The Great Smoky Mountains National Park Disappearances
The Great Smoky Mountains National Park borders Tennessee and North Carolina and is the most visited national park in the US. Therefore, it’s probably inevitable that the park has its fair share of unsolved disappearances.
On June 14, 1969, six-year-old Dennis Martin went on an outing to the park with his family. Dennis and three other boys split off in separate directions to play a prank, but Dennis did not return and a massive search of the area turned up nothing. A nearby witness recalled hearing a frightening scream sometime that afternoon before he saw a rough-looking man running through the woods.
Years later, a man found what appeared to be the skeletal remains of a child in the park but did not inform the authorities because he was hunting illegally at the time. When he finally reported it during the 1980s, the remains could no longer be found. No one knows if either of these events had any connection to Dennis Martin’s disappearance.
Another unsolved Smoky Mountains disappearance involved 16-year-old Trenny Gibson who vanished during a school trip to the park on October 18, 1976. While the students were hiking, Trenny somehow became separated from them and disappeared, never to be seen again. On September 25, 1981, 58-year-old Thelma Melton was hiking through the park on Deep Creek Trail with two friends when she got way ahead of them and disappeared after walking over a hill.
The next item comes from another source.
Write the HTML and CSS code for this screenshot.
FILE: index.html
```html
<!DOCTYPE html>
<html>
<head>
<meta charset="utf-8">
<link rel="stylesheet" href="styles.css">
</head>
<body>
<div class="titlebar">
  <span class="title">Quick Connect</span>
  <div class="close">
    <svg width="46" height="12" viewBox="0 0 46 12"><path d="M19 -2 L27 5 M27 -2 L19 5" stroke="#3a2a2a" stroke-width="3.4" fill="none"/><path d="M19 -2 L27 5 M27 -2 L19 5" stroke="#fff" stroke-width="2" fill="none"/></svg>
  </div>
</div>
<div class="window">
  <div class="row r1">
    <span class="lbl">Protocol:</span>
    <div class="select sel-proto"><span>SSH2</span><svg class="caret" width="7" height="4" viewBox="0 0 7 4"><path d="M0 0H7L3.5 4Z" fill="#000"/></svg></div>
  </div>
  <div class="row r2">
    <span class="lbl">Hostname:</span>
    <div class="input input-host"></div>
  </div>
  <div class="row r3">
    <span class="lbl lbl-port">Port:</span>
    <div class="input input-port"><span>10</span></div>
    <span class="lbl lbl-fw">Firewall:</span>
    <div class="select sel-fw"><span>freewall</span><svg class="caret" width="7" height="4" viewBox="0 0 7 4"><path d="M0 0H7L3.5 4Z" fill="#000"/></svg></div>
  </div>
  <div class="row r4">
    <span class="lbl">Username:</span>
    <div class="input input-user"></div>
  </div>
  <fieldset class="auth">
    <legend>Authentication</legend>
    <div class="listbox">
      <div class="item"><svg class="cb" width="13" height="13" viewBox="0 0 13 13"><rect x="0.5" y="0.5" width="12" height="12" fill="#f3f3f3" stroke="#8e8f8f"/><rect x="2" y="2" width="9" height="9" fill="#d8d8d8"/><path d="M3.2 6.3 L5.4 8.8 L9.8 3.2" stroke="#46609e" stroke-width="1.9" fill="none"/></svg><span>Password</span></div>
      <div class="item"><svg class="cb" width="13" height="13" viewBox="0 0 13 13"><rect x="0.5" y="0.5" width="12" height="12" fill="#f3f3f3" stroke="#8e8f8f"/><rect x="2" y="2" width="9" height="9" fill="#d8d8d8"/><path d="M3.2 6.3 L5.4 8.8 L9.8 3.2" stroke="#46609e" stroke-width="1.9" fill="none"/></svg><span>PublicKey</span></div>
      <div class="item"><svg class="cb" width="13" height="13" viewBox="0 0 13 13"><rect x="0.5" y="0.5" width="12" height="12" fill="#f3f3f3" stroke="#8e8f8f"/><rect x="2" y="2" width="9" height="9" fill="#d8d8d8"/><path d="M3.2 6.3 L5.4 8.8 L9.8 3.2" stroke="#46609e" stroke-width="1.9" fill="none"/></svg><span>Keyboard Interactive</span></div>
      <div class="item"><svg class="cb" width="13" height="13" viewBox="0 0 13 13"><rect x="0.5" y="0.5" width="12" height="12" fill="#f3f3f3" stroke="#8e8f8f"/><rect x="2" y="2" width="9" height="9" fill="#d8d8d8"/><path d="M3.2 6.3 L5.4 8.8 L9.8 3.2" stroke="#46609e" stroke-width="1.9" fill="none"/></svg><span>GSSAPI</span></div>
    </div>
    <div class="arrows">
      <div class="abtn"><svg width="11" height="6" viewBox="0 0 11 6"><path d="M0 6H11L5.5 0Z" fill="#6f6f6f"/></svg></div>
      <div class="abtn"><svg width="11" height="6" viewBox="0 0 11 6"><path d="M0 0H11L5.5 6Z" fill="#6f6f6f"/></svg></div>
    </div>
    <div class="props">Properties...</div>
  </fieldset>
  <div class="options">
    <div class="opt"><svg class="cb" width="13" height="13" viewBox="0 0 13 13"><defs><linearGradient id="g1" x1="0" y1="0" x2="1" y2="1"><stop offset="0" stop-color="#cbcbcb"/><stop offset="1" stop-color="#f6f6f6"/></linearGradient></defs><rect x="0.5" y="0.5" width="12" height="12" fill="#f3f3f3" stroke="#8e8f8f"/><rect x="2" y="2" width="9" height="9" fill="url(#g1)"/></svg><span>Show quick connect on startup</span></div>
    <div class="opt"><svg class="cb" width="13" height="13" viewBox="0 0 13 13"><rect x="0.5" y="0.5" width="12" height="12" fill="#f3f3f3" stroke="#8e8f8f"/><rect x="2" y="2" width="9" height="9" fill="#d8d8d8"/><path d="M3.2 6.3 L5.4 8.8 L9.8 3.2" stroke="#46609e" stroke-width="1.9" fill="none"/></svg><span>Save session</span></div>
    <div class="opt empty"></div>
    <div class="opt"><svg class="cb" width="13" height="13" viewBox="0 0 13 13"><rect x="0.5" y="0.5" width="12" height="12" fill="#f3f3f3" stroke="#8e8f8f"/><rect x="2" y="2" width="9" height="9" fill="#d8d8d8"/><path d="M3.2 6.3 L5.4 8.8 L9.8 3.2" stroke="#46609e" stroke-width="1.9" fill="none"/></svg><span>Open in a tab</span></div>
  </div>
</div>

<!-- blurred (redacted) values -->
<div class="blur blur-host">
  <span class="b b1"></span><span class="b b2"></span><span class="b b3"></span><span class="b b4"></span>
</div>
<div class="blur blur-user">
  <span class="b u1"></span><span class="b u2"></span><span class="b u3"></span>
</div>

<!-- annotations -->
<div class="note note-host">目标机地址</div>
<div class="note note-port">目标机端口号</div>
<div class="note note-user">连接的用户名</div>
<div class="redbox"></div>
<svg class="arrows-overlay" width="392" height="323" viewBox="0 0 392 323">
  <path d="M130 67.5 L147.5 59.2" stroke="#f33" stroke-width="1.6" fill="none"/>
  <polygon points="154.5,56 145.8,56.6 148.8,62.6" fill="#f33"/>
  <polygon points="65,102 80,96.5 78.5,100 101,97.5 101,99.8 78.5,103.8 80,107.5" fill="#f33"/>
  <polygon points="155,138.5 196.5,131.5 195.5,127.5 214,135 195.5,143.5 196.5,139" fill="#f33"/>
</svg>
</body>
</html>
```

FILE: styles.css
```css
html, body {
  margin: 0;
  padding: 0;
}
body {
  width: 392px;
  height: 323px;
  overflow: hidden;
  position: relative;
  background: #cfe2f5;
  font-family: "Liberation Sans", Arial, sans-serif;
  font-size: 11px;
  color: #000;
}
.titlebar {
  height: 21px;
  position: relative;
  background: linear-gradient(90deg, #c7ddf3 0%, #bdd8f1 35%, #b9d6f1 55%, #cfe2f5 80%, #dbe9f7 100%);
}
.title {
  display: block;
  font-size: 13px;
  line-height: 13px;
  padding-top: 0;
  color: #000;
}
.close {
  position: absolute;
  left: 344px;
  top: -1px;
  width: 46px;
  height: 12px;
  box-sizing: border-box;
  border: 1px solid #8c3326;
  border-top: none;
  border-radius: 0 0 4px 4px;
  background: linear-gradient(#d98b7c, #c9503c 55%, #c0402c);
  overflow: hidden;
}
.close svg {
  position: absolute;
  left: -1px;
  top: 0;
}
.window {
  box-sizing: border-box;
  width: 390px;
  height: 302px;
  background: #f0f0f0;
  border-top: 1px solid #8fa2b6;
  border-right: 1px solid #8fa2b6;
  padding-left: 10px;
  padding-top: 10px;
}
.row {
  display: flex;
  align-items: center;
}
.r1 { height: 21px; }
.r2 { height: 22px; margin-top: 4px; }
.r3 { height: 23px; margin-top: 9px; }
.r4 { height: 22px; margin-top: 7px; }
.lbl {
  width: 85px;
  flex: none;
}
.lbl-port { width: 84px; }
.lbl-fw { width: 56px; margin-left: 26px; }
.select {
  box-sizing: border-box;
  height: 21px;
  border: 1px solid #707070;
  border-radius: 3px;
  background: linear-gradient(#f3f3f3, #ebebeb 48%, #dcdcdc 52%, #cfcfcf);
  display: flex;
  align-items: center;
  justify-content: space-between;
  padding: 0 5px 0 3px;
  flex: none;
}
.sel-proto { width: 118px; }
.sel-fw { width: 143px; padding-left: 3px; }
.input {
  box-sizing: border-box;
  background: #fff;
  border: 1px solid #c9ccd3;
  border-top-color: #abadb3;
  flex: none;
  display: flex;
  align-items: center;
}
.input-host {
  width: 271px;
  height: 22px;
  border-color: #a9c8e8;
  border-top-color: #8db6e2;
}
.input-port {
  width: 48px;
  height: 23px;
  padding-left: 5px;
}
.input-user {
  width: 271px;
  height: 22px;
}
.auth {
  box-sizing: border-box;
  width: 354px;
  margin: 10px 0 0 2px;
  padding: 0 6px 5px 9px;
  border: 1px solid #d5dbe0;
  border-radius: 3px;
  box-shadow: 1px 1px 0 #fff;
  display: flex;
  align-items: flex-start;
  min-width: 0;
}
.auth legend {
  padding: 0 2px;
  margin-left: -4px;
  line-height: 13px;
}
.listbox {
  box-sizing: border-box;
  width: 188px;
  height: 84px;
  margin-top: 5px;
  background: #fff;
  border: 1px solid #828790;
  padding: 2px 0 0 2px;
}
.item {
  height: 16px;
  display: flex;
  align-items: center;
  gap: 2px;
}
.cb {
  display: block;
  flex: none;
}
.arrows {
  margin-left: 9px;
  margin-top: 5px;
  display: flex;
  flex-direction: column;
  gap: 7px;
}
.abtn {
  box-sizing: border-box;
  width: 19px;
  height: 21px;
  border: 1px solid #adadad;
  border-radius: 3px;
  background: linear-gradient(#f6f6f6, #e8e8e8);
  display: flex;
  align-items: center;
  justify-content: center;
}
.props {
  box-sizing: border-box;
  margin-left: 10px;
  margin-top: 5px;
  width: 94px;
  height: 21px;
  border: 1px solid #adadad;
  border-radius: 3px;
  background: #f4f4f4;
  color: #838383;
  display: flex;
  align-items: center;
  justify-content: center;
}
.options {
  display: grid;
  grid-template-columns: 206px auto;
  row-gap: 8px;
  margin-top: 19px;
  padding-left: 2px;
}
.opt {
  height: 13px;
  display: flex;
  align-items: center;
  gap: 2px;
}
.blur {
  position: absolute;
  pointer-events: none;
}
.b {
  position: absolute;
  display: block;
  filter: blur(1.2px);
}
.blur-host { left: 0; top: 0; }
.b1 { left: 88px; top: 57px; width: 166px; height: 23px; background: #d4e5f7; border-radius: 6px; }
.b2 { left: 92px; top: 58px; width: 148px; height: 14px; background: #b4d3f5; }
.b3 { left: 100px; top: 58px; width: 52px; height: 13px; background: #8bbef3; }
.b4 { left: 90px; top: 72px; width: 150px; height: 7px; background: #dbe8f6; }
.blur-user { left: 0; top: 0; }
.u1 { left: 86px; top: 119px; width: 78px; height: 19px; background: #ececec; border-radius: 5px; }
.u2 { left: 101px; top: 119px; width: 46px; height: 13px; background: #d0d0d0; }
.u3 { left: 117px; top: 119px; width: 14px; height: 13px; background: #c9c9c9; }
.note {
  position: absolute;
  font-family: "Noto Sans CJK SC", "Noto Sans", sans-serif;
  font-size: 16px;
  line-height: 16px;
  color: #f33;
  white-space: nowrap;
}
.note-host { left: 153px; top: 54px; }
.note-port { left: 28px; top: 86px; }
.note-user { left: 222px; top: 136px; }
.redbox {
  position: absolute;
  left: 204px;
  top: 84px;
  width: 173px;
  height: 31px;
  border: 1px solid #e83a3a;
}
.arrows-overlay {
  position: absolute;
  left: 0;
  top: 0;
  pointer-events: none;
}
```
No one could find her afterward.
More recently, 24-year-old Derek Joseph Leuking went missing on March 17, 2012. His vehicle was found in the Newfound Gap parking lot. All his gear had been left behind, but there was a note on the windshield which read: “Don’t try to follow me.” No trace of Leuking could be found anywhere in the park, adding his name to the list of people who have mysteriously disappeared into the Great Smoky Mountains.